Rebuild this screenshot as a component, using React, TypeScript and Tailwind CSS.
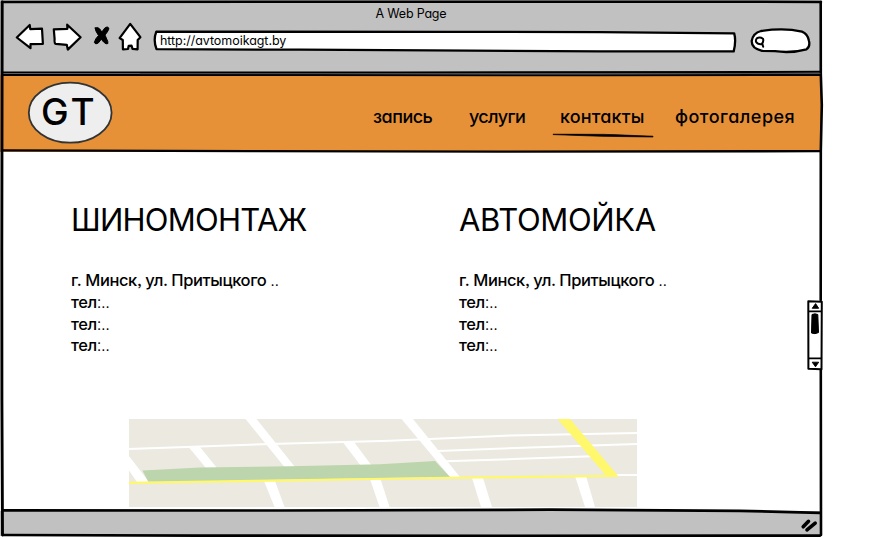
import React from "react";

const INK = "#000";

function ToolbarIcons() {
  return (
    <svg width="130" height="36" viewBox="14 20 130 36" className="block" fill="#fff" stroke={INK} strokeWidth="2.2" strokeLinejoin="round" strokeLinecap="round">
      <path d="M16.8 37.5 29.7 25 30.3 29.2 42 28.7 42.9 43.8 30.5 44.2 30.5 48.2Z" />
      <path d="M53.8 29.3 67.4 28.8 67.2 24.7 80.6 37.2 67.8 49.6 66.8 44.8 55.8 43.8Q54.2 43.5 54.6 39Z" />
      <path d="M95.2 28Q98 26.5 99.8 29L101.8 32 104.8 28Q107.5 25.8 108.8 28Q109.2 30 105 35L107.8 41.5Q108.8 44.5 106 43.8Q103.5 42.5 101.3 39.2L98.3 43Q95.5 45 94.3 42.5Q95 39 98.5 35.5Q95 30.5 95.2 28Z" fill={INK} strokeWidth="1" />
      <path d="M130.2 23.8 140.4 37.2 137.7 40 137.6 49.3 132.5 48.8 131.5 45.6 128.7 45.8 128 49 122.9 49.3 122.8 40 119.6 38.1Z" />
    </svg>
  );
}

function AddressBar() {
  return (
    <div className="relative h-[24px] w-[586px]">
      <svg width="586" height="24" viewBox="152 29 586 24" className="absolute inset-0" fill="#fff" stroke={INK} strokeWidth="2.3" strokeLinejoin="round">
        <path d="M156.3 31.7 450 31.8 600 32.2 734.2 33.4Q736.3 41 733.7 51.4L600 51.4 430 50.3 300 49.7 156.5 49.2Q153 40 156.3 31.7Z" />
      </svg>
      <span className="relative ml-[8px] block whitespace-nowrap pt-[3px] text-[12.5px] leading-[18px] tracking-[-0.05px]">http://avtomoikagt.by</span>
    </div>
  );
}

function SearchBox() {
  return (
    <svg width="64" height="28" viewBox="749 27 64 28" className="block" fill="#fff" stroke={INK} strokeWidth="2.3" strokeLinecap="round" strokeLinejoin="round">
      <path d="M761 31Q784 27.5 802 31.6Q808 34 809 41Q810.3 47 806.5 49.3Q791 53.5 775 51.2L762 50.8Q751.5 48.5 751.7 41Q753 33 761 31Z" />
      <path d="M757 38.2Q760 36.6 763 38.8Q764 42 761.5 44.3Q757.5 44.6 756 41.8Q755.5 39.5 757 38.2ZM762.3 43.8 763.2 46.7" strokeWidth="2" />
    </svg>
  );
}

function BrowserChrome() {
  return (
    <div className="h-[75px] bg-[#c1c1c1]">
      <div className="h-[20px] pt-[5px] text-center text-[12.5px] leading-[18px] tracking-[-0.2px]">A Web Page</div>
      <div className="flex items-start pl-[14px]">
        <ToolbarIcons />
        <div className="ml-[8px] mt-[9px]"><AddressBar /></div>
        <div className="ml-[11px] mt-[7px]"><SearchBox /></div>
      </div>
    </div>
  );
}

function SiteHeader() {
  return (
    <header className="flex h-[77px] items-start bg-[#e69138]">
      <div className="relative ml-[27px] mt-[6px] h-[63px] w-[87px] shrink-0">
        <svg width="87" height="63" viewBox="27 81 87 63" className="absolute inset-0">
          <ellipse cx="70.2" cy="112.7" rx="41.4" ry="30" fill="#eee" stroke="#333" strokeWidth="1.8" />
        </svg>
        <span className="relative ml-[14px] block pt-[10px] text-[37px] font-medium leading-[42px] tracking-[3px]">GT</span>
      </div>
      <nav className="ml-[259px] flex pt-[30px] text-[18px] font-[450] leading-[24px] whitespace-nowrap">
        <a className="w-[96px] tracking-[-0.5px]">запись</a>
        <a className="w-[91px] tracking-[-0.65px]">услуги</a>
        <a className="relative w-[115px] tracking-[0.15px]">
          контакты
          <svg width="102" height="6" viewBox="552 132 102 6" className="absolute -left-[8px] top-[27px]">
            <path d="M553 134.2Q605 133.5 653 136.2V137Q600 136.8 553 134.6Z" fill={INK} stroke={INK} strokeWidth=".7" />
          </svg>
        </a>
        <a className="tracking-[0.5px]">фотогалерея</a>
      </nav>
    </header>
  );
}

function Phone() {
  return (
    <p className="tracking-[-0.4px]">
      тел<span className="font-light">:..</span>
    </p>
  );
}

function Contact({ title, titleClass }: { title: string; titleClass: string }) {
  return (
    <section className="w-[388px] shrink-0 whitespace-nowrap">
      <h1 className={"text-[31px] leading-[38px] " + titleClass}>{title}</h1>
      <div className="mt-[31px] text-[16.5px] font-[450] leading-[21.8px]">
        <p className="tracking-[-0.4px]">г. Минск, ул. Притыцкого <span className="font-light">..</span></p>
        <Phone />
        <Phone />
        <Phone />
      </div>
    </section>
  );
}

function StreetMap() {
  return (
    <svg width="508" height="88" viewBox="129 419 508 88" className="block">
      <path fill="#ece9e1" d="M129 419H637V507H129Z" />
      <path fill="none" stroke="#fff" strokeWidth="2" d="M129 449 200 446.6 270 444 390 440.8 510 435.5 637 433M438 451 530 447.5 637 444M446 461.3 520 458.8 592 456.2M610 475H637" />
      <g fill="#fff">
        <path d="M245.5 419H256.5L295 467H284.5Z" />
        <path d="M189 447.5 200 447 217 468H206Z" />
        <path d="M343 442.5 354 442 372 466H361Z" />
        <path d="M401.5 419H413L460 477H450Z" />
        <path d="M129 456 149 482H137L129 470.5Z" />
        <path d="M264 481H275L284.5 507H274.5Z" />
        <path d="M370 479H380.5L389.5 507H379.5Z" />
        <path d="M472 478H483L492 507H481Z" />
        <path d="M575 476H586L595 507H585Z" />
      </g>
      <path fill="#bcd5ad" d="M142.5 470.5 200 467.5 290 466.3 380 464.3 435 461 450 477 290 479.5 148.5 482.3Z" />
      <path fill="none" stroke="#fff86c" strokeWidth="2.2" d="M129 482.8 290 480.4 370 479 480 477.4 617 475.8" />
      <path fill="#fff86c" d="M557.5 419H570L619 477 606 475.5Z" />
    </svg>
  );
}

function ScrollBar() {
  return (
    <svg width="19" height="73" viewBox="806 299 19 73" className="absolute left-[806px] top-[299px]" stroke={INK} strokeLinejoin="round">
      <path d="M808.3 301.2 821.8 301.8 821.5 369.2 808.4 368.8Z" fill="#fff" strokeWidth="2" />
      <path d="M808.5 311.4H821.5M808.8 358.3H821.5" strokeWidth="1.8" />
      <path d="M812.2 308.3 815.6 303.6 818.7 308.3ZM812.2 362.2H818.7L815.5 366.8Z" strokeWidth=".9" />
      <path d="M812 314.5Q815 313.2 817.8 314.5L818.5 332.6Q815 334.5 811.5 333Z" strokeWidth="1" />
    </svg>
  );
}

function SketchOutline() {
  return (
    <svg width="882" height="538" viewBox="0 0 882 538" className="pointer-events-none absolute inset-0" fill="none" stroke={INK} strokeLinecap="round">
      <path strokeWidth="2.5" d="M2 1.9 400 1.7 821 1.9" />
      <path strokeWidth="2.9" d="M2.2 2 1.8 250 1.9 400 2.5 535" />
      <path strokeWidth="2.6" d="M820.7 2 820.8 74 821.8 105 820.8 151 820.7 300M820.8 369 821 535" />
      <path strokeWidth="2" d="M3 72.6 400 72.4 820 71.8" />
      <path strokeWidth="2" d="M3 75 300 74.9 600 75.3 820 75" />
      <path strokeWidth="1" stroke="#444" d="M140 73.7 820 73.6" />
      <path strokeWidth="2.3" d="M2 150.4 250 151.2 500 151.6 820 151.2" />
      <path strokeWidth="2.7" d="M3 510.4 280 510.5 550 509.7 740 510.8 820 512.8" />
      <path strokeWidth="2.6" d="M3 535 200 535.6 500 535.8 820 535.6" />
      <path strokeWidth="3.6" d="M803.2 526.8 808.5 521.3M807 529.8 815.2 523.2" />
    </svg>
  );
}

export default function App() {
  return (
    <div className="relative h-[538px] w-[882px] overflow-hidden bg-white font-['Inter','Noto_Sans',sans-serif] text-black [font-feature-settings:'cv11','ss03']">
      <div className="flex h-[536px] w-[822px] flex-col">
        <BrowserChrome />
        <SiteHeader />
        <main className="h-[359px]">
          <div className="flex pl-[71px] pt-[49px]">
            <Contact title="ШИНОМОНТАЖ" titleClass="tracking-[-0.75px]" />
            <Contact title="АВТОМОЙКА" titleClass="tracking-[-0.35px]" />
          </div>
          <div className="ml-[129px] mt-[62px]"><StreetMap /></div>
        </main>
        <footer className="h-[25px] bg-[#c1c1c1]" />
      </div>
      <SketchOutline />
      <ScrollBar />
    </div>
  );
}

# # # # # # #

Select and copy every line of the material that holds the string "React".

• **Full solution**:
Rebuild this screenshot as a component, using React, TypeScript and Tailwind CSS.
import React from "react";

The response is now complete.